The funniest moments are when I tell my friends that Ula loves school and is upset when I pick her up earlier. Their faces: priceless. They also completely don’t understand why children want the summer holiday to be shorter.
[The standard in Poland is 10 weeks, in Democratic School it’s 5 weeks, but attending isn’t obligatory anyway].
"What’s the best thing in your school?" Lena, 9 years old, answers,
Us :-) This school is cool
“It’s my school. Peter is a great friend of mine. I don’t want to go for summer break and not see all the children from school for a whole month.”
Like with all system-breaking initiatives, this school has its opponents too, including "fast and furious grandmas". "He should be taught to bend himself to society, and not have his individuality nursed," says Alan's grandmother. "He’s already a freak. When his parents die, he’ll collect food out of trashbins to survive". Some people just cannot imagine that a child who’s growing without teachers, desks, class-ending-bells, homework and notes can manage their life in the future. But some generations ago, most people believed that a child who isn’t punished and beaten can’t become a good person.

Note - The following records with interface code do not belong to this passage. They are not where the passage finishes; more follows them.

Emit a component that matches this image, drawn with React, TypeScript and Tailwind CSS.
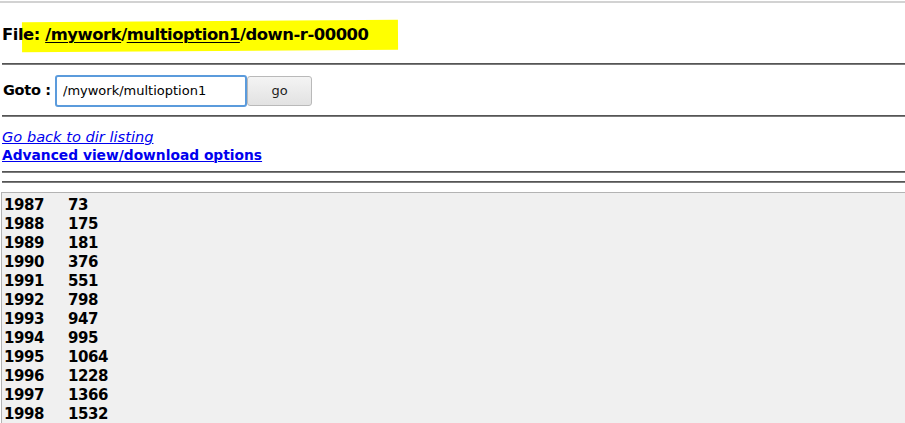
const rows: [string, string][] = [
  ['1987', '73'],
  ['1988', '175'],
  ['1989', '181'],
  ['1990', '376'],
  ['1991', '551'],
  ['1992', '798'],
  ['1993', '947'],
  ['1994', '995'],
  ['1995', '1064'],
  ['1996', '1228'],
  ['1997', '1366'],
  ['1998', '1532'],
];

const font = { fontFamily: '"DejaVu Sans", Verdana, sans-serif' };

const Rule = () => <div className="ml-[2px] h-[2px] border-t border-b border-t-[#555] border-b-[#7c7c7c]" />;

export default function App() {
  return (
    <div className="relative min-h-screen overflow-hidden bg-white text-black" style={font}>
      <div className="mt-[1px] h-[2px] bg-[#d2d2d2]" />

      {/* marker highlight drawn over the path */}
      <div className="absolute left-[22px] top-[21px] h-[30px] w-[376px] -rotate-[0.35deg] bg-[#ffff00]" />

      <h1 className="relative h-[60px] pl-[2px] pt-[22px] text-[16.4px] font-bold leading-[20px] tracking-[-0.45px]">
        File:{' '}
        <a href="#" className="underline decoration-1 underline-offset-2">/mywork</a>/
        <a href="#" className="underline decoration-1 underline-offset-2">multioption1</a>/down-r-00000
      </h1>

      <Rule />

      <div className="flex h-[50px] items-center pl-[3px] pt-[1px]">
        <span className="w-[52px] text-[14.5px] font-bold tracking-[-0.3px]">Goto :</span>
        <input
          defaultValue="/mywork/multioption1"
          className="h-[32px] w-[192px] rounded-[3px] border-2 border-[#5b9bdc] px-[6px] text-[13px] outline-none"
          style={font}
        />
        <button
          className="h-[30px] w-[65px] rounded-[3px] border border-[#b9b9b9] bg-gradient-to-b from-[#f4f4f4] to-[#e2e2e2] text-[13px] text-[#222]"
          style={font}
        >
          go
        </button>
      </div>

      <Rule />

      <div className="flex flex-col pb-[6px] pl-[2px] pt-[10px] text-[13.8px] leading-[19px] text-[#0000ee]">
        <a href="#" className="italic underline decoration-1 text-[14.6px]">Go back to dir listing</a>
        <a href="#" className="font-bold underline decoration-1">Advanced view/download options</a>
      </div>

      <Rule />
      <div className="h-[8px]" />
      <Rule />
      <div className="h-[9px]" />

      <div className="-mr-4 ml-[1px] border border-[#b3b3b3] bg-[#f0f0f0] pb-[40px] pl-[2px] pt-[3px] text-[15px] font-bold leading-[19px] tracking-[-0.4px]">
        {rows.map(([year, count]) => (
          <div key={year} className="flex">
            <span className="w-[64px]">{year}</span>
            <span>{count}</span>
          </div>
        ))}
      </div>
    </div>
  );
}
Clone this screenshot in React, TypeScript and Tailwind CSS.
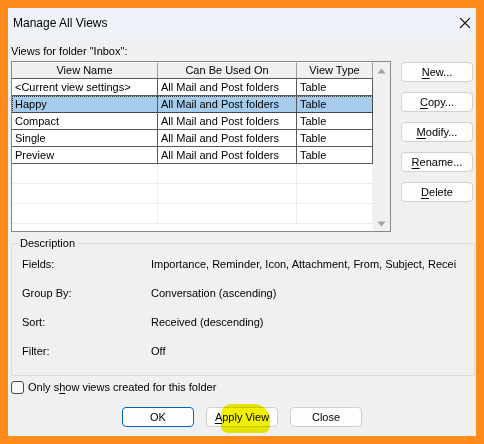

Maybe this is the key to the problem? People who are good by nature believe that others are also good by nature, and given freedom, will tend to do good things. Those who aren’t good inside demand control and punishment, because they think only fear can stop human beings from doing evil. But their way of thinking shows their own attitude.
After a year in Free Way Democratic School, Alan made huge progress on all levels of his functioning. The biggest development was made in communication and social interaction, which are his biggest deficiencies. This has been confirmed not only by his environment but also by his psychiatrist. In previous years he attended kindergarten but wasn’t interacting with other children at all, and barely with adults. Now, when asked what he likes about the school, he says,
I like Marta, Peter, Ania and Rafał. I Like Lena, Leo, Mike and Nick. I have my whiteboard to draw on. It’s the best school in the world.